Deutschland hinkt in der Forschungsförderung anderen Ländern immer noch hinterher: Nur gut 3 Prozent der Forschungs- und Entwicklungsausgaben der Unternehmen kommen hierzulande vom Staat, während in Großbritannien und Frankreich 7 Prozent und mehr erreicht werden. „Deshalb braucht es themenoffene und breitenwirksame Förderinstrumente. Die Einführung einer steuerlichen Forschungsförderung war richtig, und sie ist wichtiger denn je. Sie sollte deshalb ausgeweitet und die Industrielle Gemeinschaftsforschung gestärkt werden. Vor allem aber darf die notwendige Krisenintervention sich nicht zur kleinteiligen, überregulierten Industriepolitik verstetigen“, mahnte der VDMA-Präsident.

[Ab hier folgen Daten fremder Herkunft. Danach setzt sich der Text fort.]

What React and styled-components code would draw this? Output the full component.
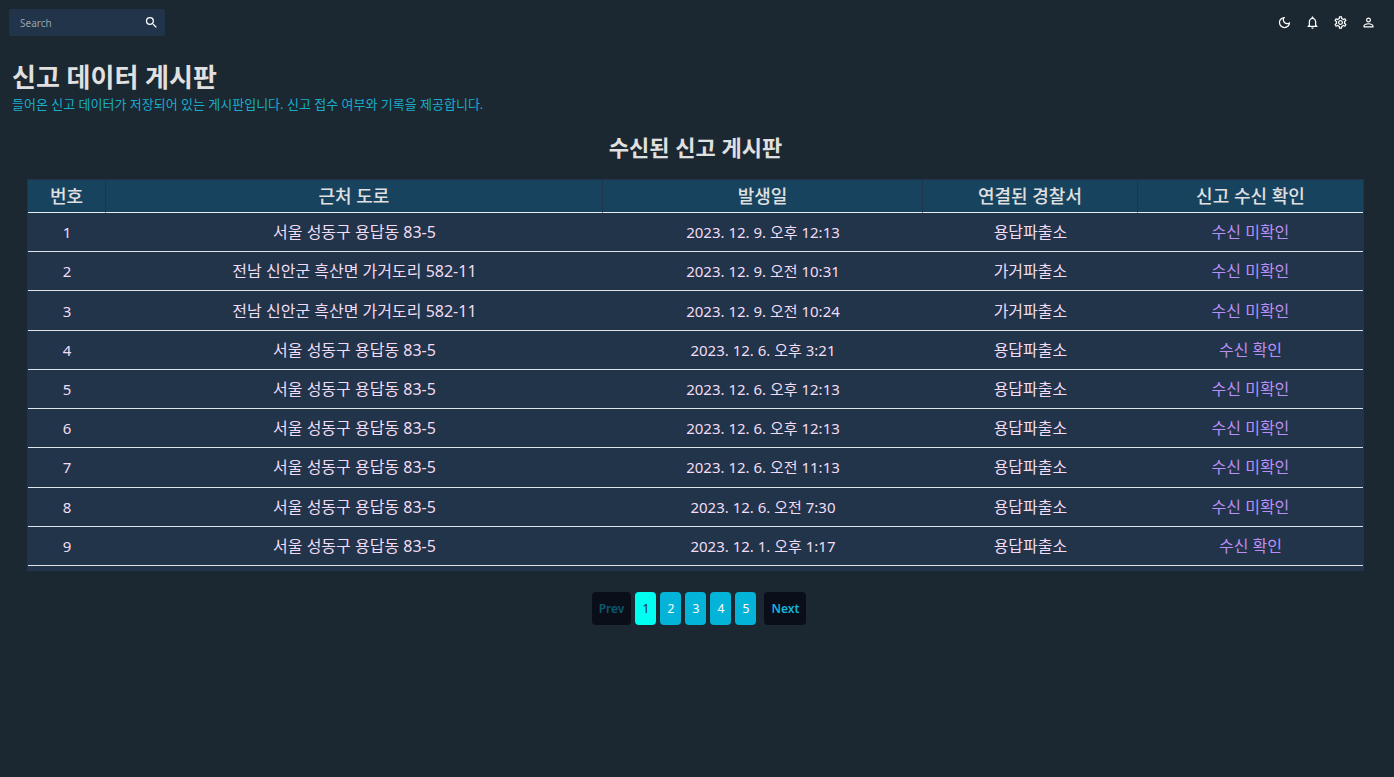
import React, { useState } from "react";
import styled, { createGlobalStyle } from "styled-components";
import {
  MdSearch,
  MdOutlineDarkMode,
  MdOutlineNotifications,
  MdOutlineSettings,
  MdPersonOutline,
} from "react-icons/md";

const GlobalStyle = createGlobalStyle`
  * { box-sizing: border-box; }
  body {
    margin: 0;
    min-height: 100vh;
    background: #1b2731;
    color: #e0e0e0;
    font-family: "Noto Sans", "Noto Sans CJK KR", sans-serif;
  }
  button, input { font-family: inherit; }
`;

const TopBar = styled.header`
  display: flex;
  justify-content: space-between;
  align-items: center;
  padding: 9px 12px 9px 9px;
`;

const SearchBox = styled.form`
  display: flex;
  align-items: center;
  width: 156px;
  height: 27px;
  padding: 0 6px 0 11px;
  background: #213449;
  border-radius: 2px;
`;

const SearchInput = styled.input`
  flex: 1;
  min-width: 0;
  padding: 0;
  border: 0;
  outline: 0;
  background: transparent;
  color: #e0e0e0;
  font-size: 10px;
  line-height: 16px;

  &::placeholder {
    color: #98a2ac;
    opacity: 1;
  }
`;

const IconButton = styled.button`
  display: flex;
  align-items: center;
  justify-content: center;
  width: ${(p) => (p.$compact ? "15px" : "28px")};
  height: 27px;
  padding: 0;
  border: 0;
  background: transparent;
  color: #ffffff;
  font-size: 15px;
  cursor: pointer;
`;

const Tools = styled.div`
  display: flex;
`;

const PageHeading = styled.div`
  padding: 14px 12px 0;
`;

const Title = styled.h1`
  margin: 0;
  font-size: 26px;
  line-height: 36px;
  font-weight: 700;
`;

const Subtitle = styled.p`
  margin: 0;
  color: #1aaccb;
  font-size: 13px;
  line-height: 18px;
`;

const Board = styled.main`
  padding: 18px 30px 0 27px;
`;

const BoardTitle = styled.h2`
  margin: 0 0 16px;
  text-align: center;
  font-size: 22px;
  line-height: 32px;
  font-weight: 700;
`;

const TablePanel = styled.div`
  padding: 1px 1px 5px;
  background: #213449;
`;

const ReportTable = styled.table`
  width: 100%;
  height: 386px;
  table-layout: fixed;
  border-collapse: separate;
  border-spacing: 0;
`;

const Column = styled.col`
  width: ${(p) => p.$width};
`;

const HeadCell = styled.th`
  height: 33px;
  padding: 0;
  background: #18435f;
  border-bottom: 1px solid #e8edf2;
  border-right: 1px solid #213449;
  font-size: 18px;
  line-height: 24px;
  font-weight: 500;

  &:last-child {
    border-right: 0;
  }
`;

const Cell = styled.td`
  height: 39px;
  padding: 0;
  border-bottom: 1px solid #e0e4ea;
  color: ${(p) => (p.$status ? "#bb8ef5" : "#f3dcf5")};
  text-align: center;
  font-size: ${(p) => (p.$numeric ? "15px" : "16px")};
  line-height: 24px;
`;

const Pagination = styled.nav`
  display: flex;
  justify-content: center;
  gap: 4px;
  padding: 21px 0 0 7px;
`;

const PageButton = styled.button`
  width: 21px;
  height: 33px;
  padding: 0;
  border: 0;
  border-radius: 4px;
  background: ${(p) => (p.$active ? "#00fff0" : "#04b4d8")};
  color: ${(p) => (p.$active ? "#1b2731" : "#ffffff")};
  font-size: 12px;
  line-height: 18px;
  cursor: pointer;
`;

const StepButton = styled.button`
  height: 33px;
  padding: 0 7px;
  border: 0;
  border-radius: 4px;
  background: #0a0e18;
  color: #17b3d9;
  font-size: 12px;
  line-height: 18px;
  font-weight: 600;
  cursor: pointer;

  &:last-child {
    margin-left: 4px;
  }

  &:disabled {
    color: #0c5b70;
    cursor: default;
  }
`;

const columns = [
  { label: "번호", width: "5.84%" },
  { label: "근처 도로", width: "37.23%" },
  { label: "발생일", width: "23.97%" },
  { label: "연결된 경찰서", width: "16.1%" },
  { label: "신고 수신 확인", width: "16.86%" },
];

const SEOUL = "서울 성동구 용답동 83-5";
const SINAN = "전남 신안군 흑산면 가거도리 582-11";

const reports = [
  [SEOUL, "2023. 12. 9. 오후 12:13", "용답파출소", false],
  [SINAN, "2023. 12. 9. 오전 10:31", "가거파출소", false],
  [SINAN, "2023. 12. 9. 오전 10:24", "가거파출소", false],
  [SEOUL, "2023. 12. 6. 오후 3:21", "용답파출소", true],
  [SEOUL, "2023. 12. 6. 오후 12:13", "용답파출소", false],
  [SEOUL, "2023. 12. 6. 오후 12:13", "용답파출소", false],
  [SEOUL, "2023. 12. 6. 오전 11:13", "용답파출소", false],
  [SEOUL, "2023. 12. 6. 오전 7:30", "용답파출소", false],
  [SEOUL, "2023. 12. 1. 오후 1:17", "용답파출소", true],
];

const tools = [
  { label: "Toggle dark mode", Icon: MdOutlineDarkMode },
  { label: "Notifications", Icon: MdOutlineNotifications },
  { label: "Settings", Icon: MdOutlineSettings },
  { label: "Account", Icon: MdPersonOutline },
];

const pages = [1, 2, 3, 4, 5];

export default function App() {
  const [page, setPage] = useState(1);

  return (
    <>
      <GlobalStyle />
      <TopBar>
        <SearchBox role="search" onSubmit={(e) => e.preventDefault()}>
          <SearchInput type="text" placeholder="Search" aria-label="Search" />
          <IconButton type="submit" aria-label="Submit search" $compact>
            <MdSearch />
          </IconButton>
        </SearchBox>
        <Tools>
          {tools.map(({ label, Icon }) => (
            <IconButton key={label} type="button" aria-label={label}>
              <Icon />
            </IconButton>
          ))}
        </Tools>
      </TopBar>

      <PageHeading>
        <Title>신고 데이터 게시판</Title>
        <Subtitle>
          들어온 신고 데이터가 저장되어 있는 게시판입니다. 신고 접수 여부와 기록을 제공합니다.
        </Subtitle>
      </PageHeading>

      <Board>
        <BoardTitle>수신된 신고 게시판</BoardTitle>
        <TablePanel>
          <ReportTable>
            <colgroup>
              {columns.map((c) => (
                <Column key={c.label} $width={c.width} />
              ))}
            </colgroup>
            <thead>
              <tr>
                {columns.map((c) => (
                  <HeadCell key={c.label} scope="col">
                    {c.label}
                  </HeadCell>
                ))}
              </tr>
            </thead>
            <tbody>
              {reports.map(([road, date, station, confirmed], i) => (
                <tr key={i}>
                  <Cell $numeric>{i + 1}</Cell>
                  <Cell>{road}</Cell>
                  <Cell $numeric>{date}</Cell>
                  <Cell>{station}</Cell>
                  <Cell $status>{confirmed ? "수신 확인" : "수신 미확인"}</Cell>
                </tr>
              ))}
            </tbody>
          </ReportTable>
        </TablePanel>
        <Pagination aria-label="Pagination">
          <StepButton type="button" disabled={page === 1} onClick={() => setPage(page - 1)}>
            Prev
          </StepButton>
          {pages.map((n) => (
            <PageButton
              key={n}
              type="button"
              $active={n === page}
              aria-current={n === page ? "page" : undefined}
              onClick={() => setPage(n)}
            >
              {n}
            </PageButton>
          ))}
          <StepButton
            type="button"
            disabled={page === pages.length}
            onClick={() => setPage(page + 1)}
          >
            Next
          </StepButton>
        </Pagination>
      </Board>
    </>
  );
}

Transformationschance Manufacturing-X
Eine große Chance für den Erhalt und Ausbau der Wettbewerbsfähigkeit der mittelständischen Industrie sowie der technologischen Souveränität in Deutschland und Europa sieht der VDMA im Ausbau der Digitalisierung. Hierbei kann das Projekt Manufacturing-X eine entscheidende Rolle spielen. Es geht dabei um die Schaffung eines föderativen Datenökosystems für die Industrie, in dem Unternehmen ihre Daten untereinander sicher teilen können, ohne diese abgeben zu müssen.
„Für die Entwicklung von digitalen Geschäftsmodellen und für die europäische Datenökonomie ist das eine extrem wichtige Entwicklung“, erläuterte Haeusgen. Der VDMA hat sich von Beginn an stark für das Thema Manufacturing-X engagiert, gemeinsam mit dem ZVEI und anderen Akteuren. „Wir gehen davon aus, dass im Frühjahr die Initiative in eine konkrete Umsetzungsform kommt. Hier ist die Politik nun am Zug“, resümierte Haeusgen.